[Saved entries]
- - -

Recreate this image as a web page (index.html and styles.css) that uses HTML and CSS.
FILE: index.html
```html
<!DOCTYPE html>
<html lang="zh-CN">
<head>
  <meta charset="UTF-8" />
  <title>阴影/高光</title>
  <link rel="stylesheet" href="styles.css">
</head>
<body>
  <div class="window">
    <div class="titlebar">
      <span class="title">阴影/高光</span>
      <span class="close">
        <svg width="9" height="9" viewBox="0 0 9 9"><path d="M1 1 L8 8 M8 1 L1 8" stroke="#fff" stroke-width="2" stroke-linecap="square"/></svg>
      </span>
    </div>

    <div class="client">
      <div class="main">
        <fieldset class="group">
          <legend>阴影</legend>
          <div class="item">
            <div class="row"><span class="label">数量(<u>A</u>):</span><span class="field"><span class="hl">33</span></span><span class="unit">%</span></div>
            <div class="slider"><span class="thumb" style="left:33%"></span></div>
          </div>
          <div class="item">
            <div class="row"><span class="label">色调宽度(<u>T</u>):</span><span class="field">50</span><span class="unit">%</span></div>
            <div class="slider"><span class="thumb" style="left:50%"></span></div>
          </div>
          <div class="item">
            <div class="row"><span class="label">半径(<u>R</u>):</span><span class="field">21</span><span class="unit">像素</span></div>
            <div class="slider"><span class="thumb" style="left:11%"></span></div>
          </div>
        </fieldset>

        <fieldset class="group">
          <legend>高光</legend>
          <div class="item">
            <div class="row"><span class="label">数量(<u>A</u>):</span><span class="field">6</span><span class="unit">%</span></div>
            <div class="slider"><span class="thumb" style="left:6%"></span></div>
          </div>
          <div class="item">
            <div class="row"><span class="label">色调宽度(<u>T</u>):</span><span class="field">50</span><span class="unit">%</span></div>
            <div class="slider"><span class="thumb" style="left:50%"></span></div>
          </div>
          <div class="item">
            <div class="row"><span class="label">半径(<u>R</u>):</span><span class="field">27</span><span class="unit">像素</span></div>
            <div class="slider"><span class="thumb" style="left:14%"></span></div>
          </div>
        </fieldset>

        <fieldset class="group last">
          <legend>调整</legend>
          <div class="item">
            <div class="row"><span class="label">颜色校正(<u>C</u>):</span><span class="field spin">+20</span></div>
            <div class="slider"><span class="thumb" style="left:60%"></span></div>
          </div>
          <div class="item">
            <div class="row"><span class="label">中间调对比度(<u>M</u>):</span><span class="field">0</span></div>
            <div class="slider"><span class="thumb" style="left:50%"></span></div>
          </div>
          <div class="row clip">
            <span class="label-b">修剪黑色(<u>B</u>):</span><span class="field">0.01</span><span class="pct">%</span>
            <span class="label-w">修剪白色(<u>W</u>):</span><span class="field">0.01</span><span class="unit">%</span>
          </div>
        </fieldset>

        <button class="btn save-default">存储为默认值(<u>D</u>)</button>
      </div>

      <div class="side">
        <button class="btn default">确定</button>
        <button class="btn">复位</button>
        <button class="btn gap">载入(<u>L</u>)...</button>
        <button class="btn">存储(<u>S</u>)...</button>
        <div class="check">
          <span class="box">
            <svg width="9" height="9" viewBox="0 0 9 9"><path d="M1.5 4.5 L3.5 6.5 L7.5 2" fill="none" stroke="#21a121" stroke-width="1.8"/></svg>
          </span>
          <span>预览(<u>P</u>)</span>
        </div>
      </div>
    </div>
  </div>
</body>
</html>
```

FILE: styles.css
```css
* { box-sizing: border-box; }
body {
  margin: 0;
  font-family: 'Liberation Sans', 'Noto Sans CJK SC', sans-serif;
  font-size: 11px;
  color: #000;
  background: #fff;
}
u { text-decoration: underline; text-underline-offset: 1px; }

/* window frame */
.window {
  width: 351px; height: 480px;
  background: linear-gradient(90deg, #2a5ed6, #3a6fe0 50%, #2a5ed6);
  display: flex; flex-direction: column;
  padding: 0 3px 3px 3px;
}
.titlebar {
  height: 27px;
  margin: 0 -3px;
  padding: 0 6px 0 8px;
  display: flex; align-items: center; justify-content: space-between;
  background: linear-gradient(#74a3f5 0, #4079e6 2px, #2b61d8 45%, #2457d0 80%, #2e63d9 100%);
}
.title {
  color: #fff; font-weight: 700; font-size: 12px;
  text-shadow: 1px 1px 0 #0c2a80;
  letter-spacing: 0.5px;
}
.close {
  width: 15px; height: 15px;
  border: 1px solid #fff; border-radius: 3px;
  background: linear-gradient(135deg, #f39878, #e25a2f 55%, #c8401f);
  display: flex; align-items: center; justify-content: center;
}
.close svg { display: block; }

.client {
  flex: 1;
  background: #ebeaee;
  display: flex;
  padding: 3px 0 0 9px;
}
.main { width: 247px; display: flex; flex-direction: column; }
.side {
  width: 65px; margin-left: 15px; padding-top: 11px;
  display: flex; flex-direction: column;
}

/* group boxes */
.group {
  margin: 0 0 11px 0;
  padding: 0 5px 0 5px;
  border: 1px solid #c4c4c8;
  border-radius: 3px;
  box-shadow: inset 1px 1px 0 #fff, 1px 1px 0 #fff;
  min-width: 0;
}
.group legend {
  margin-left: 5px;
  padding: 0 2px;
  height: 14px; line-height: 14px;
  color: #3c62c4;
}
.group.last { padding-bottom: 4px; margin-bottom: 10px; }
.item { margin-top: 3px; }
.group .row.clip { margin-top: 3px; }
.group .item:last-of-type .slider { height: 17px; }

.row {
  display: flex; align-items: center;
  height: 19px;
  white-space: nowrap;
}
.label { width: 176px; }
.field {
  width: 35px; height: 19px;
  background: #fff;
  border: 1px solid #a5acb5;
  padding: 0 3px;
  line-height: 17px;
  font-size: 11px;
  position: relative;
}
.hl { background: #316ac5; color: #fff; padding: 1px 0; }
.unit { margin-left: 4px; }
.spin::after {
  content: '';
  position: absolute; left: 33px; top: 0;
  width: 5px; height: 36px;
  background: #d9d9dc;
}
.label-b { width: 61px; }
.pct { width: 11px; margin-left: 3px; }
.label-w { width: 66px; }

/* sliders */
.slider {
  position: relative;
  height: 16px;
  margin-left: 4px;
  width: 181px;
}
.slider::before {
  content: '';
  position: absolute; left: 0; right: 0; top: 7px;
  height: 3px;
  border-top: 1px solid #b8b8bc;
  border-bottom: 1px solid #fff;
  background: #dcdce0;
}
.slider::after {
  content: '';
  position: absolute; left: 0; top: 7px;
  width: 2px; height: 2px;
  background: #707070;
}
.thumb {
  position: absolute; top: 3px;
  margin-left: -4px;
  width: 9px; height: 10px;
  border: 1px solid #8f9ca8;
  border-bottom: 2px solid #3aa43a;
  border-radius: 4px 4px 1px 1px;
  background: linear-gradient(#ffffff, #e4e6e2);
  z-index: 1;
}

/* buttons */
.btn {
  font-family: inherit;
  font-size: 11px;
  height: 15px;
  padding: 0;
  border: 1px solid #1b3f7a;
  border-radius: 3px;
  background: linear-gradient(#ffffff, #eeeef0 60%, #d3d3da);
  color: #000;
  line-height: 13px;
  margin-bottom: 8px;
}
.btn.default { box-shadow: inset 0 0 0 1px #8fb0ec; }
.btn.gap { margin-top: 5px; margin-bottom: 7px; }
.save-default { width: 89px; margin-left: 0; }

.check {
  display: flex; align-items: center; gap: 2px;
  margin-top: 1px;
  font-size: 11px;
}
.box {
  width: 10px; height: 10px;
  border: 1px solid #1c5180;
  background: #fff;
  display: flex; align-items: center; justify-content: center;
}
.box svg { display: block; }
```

- - -

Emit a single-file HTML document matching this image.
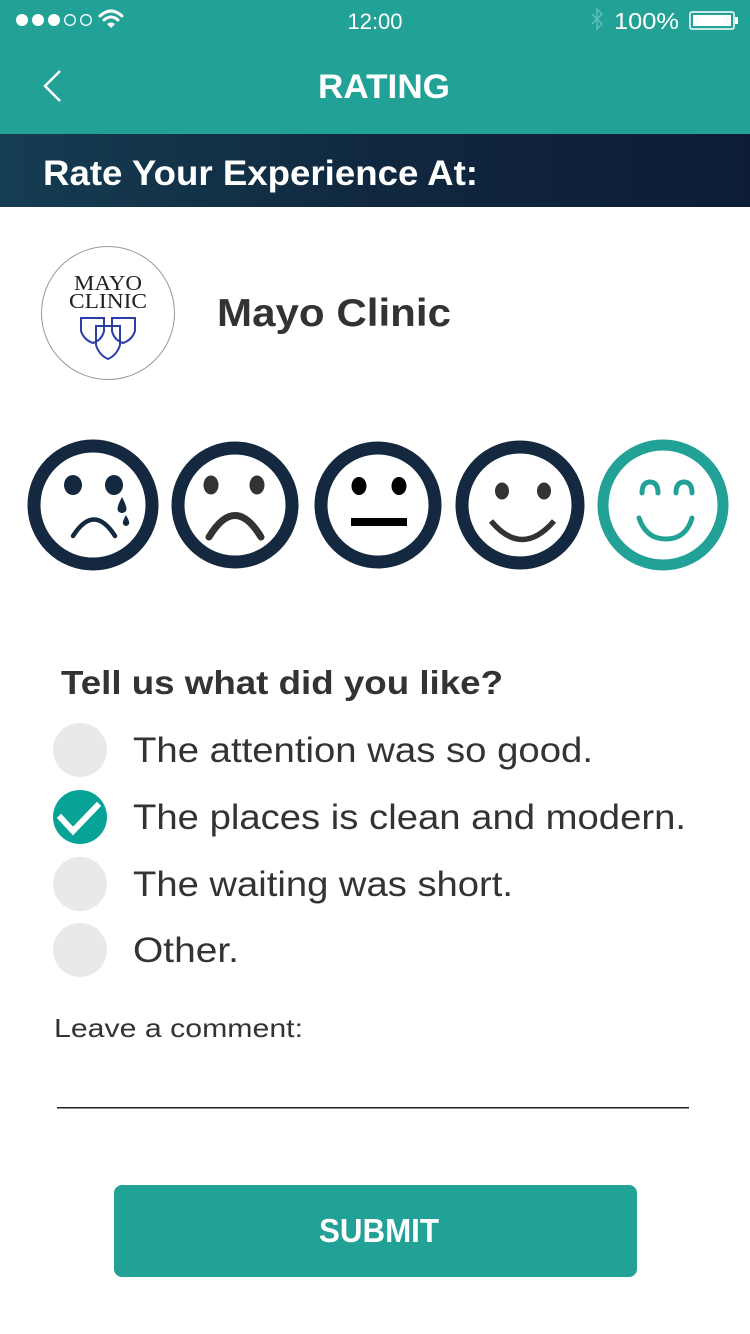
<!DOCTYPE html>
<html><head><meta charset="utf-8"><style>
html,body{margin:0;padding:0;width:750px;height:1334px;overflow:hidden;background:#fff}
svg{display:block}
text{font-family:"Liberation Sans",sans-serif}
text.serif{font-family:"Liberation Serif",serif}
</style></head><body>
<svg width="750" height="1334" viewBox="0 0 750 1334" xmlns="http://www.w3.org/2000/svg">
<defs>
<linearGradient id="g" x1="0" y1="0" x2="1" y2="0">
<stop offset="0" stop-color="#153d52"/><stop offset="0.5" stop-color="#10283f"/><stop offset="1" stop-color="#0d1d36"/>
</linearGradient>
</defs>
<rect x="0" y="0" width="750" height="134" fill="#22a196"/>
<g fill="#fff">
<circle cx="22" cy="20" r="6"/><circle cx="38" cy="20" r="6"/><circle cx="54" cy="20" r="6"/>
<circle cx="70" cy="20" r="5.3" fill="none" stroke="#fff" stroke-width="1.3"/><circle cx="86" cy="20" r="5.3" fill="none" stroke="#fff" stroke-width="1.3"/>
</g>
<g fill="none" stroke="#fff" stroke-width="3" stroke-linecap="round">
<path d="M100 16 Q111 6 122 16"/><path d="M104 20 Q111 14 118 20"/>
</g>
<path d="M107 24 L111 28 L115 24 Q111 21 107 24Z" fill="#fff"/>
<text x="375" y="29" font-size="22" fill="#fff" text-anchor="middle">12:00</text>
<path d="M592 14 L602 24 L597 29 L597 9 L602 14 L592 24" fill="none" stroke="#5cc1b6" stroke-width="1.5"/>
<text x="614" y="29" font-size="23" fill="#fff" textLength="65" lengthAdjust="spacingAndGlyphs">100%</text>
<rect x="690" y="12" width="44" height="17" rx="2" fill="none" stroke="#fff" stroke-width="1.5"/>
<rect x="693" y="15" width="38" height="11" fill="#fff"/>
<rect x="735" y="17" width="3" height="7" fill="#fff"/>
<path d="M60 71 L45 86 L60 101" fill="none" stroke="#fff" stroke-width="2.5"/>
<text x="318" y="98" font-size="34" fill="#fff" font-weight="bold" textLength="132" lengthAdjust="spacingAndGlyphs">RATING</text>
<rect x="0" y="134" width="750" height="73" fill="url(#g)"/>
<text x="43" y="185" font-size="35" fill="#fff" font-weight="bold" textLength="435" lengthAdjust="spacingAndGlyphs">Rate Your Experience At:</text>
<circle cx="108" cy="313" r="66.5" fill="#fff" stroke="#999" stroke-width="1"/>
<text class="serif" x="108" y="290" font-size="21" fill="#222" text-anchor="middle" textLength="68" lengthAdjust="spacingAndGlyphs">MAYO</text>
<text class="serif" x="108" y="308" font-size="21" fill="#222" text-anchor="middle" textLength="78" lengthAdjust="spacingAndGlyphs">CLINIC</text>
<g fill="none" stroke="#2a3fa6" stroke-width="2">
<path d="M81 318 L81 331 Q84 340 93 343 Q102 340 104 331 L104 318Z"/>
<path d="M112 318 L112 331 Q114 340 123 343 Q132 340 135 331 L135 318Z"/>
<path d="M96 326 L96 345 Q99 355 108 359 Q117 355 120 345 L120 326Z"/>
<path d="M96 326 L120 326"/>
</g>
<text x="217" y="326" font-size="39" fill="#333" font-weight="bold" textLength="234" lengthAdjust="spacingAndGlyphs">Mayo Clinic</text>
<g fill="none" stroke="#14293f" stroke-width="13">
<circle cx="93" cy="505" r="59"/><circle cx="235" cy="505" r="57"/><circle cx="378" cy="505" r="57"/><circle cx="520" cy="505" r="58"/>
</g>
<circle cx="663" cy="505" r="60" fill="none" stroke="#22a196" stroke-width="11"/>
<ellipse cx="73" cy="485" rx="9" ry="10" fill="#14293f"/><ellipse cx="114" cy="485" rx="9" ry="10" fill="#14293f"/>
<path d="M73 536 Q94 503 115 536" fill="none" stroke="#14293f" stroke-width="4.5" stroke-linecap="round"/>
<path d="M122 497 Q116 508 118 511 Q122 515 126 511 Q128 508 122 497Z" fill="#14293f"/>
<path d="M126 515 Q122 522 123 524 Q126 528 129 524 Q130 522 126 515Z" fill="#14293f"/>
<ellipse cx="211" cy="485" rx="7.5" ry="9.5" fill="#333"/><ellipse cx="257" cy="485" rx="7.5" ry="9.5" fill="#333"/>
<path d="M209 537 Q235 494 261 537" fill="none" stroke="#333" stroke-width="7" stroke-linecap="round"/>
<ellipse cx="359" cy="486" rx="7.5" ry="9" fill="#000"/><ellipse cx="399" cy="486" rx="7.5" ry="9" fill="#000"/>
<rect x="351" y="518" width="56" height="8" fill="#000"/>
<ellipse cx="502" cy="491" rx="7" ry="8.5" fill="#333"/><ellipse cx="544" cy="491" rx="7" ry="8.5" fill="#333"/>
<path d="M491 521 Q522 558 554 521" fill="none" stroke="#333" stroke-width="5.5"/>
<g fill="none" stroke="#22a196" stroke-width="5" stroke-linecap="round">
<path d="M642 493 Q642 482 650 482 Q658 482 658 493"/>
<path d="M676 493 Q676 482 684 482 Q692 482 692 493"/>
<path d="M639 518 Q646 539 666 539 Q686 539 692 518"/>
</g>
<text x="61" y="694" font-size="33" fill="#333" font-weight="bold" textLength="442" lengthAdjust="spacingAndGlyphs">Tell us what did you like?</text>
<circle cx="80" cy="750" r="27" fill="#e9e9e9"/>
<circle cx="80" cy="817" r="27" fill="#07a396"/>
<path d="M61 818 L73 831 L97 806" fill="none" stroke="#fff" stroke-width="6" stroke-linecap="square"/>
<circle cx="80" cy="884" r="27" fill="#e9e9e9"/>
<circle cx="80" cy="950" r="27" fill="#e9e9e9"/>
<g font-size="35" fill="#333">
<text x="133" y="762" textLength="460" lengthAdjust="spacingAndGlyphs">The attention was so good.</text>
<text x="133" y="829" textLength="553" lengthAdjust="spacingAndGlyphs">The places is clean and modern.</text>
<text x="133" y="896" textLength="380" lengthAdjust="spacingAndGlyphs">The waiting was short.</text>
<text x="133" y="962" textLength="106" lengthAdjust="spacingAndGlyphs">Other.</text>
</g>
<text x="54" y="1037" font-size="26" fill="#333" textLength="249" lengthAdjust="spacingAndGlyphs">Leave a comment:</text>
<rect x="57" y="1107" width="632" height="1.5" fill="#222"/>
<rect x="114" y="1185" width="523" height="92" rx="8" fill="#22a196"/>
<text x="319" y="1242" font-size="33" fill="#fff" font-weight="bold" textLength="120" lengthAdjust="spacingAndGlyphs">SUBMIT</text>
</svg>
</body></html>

- - -

* Task to complete *
From the records above, copy every line that holds the word "this".

* Complete response *
Recreate this image as a web page (index.html and styles.css) that uses HTML and CSS.
Emit a single-file HTML document matching this image.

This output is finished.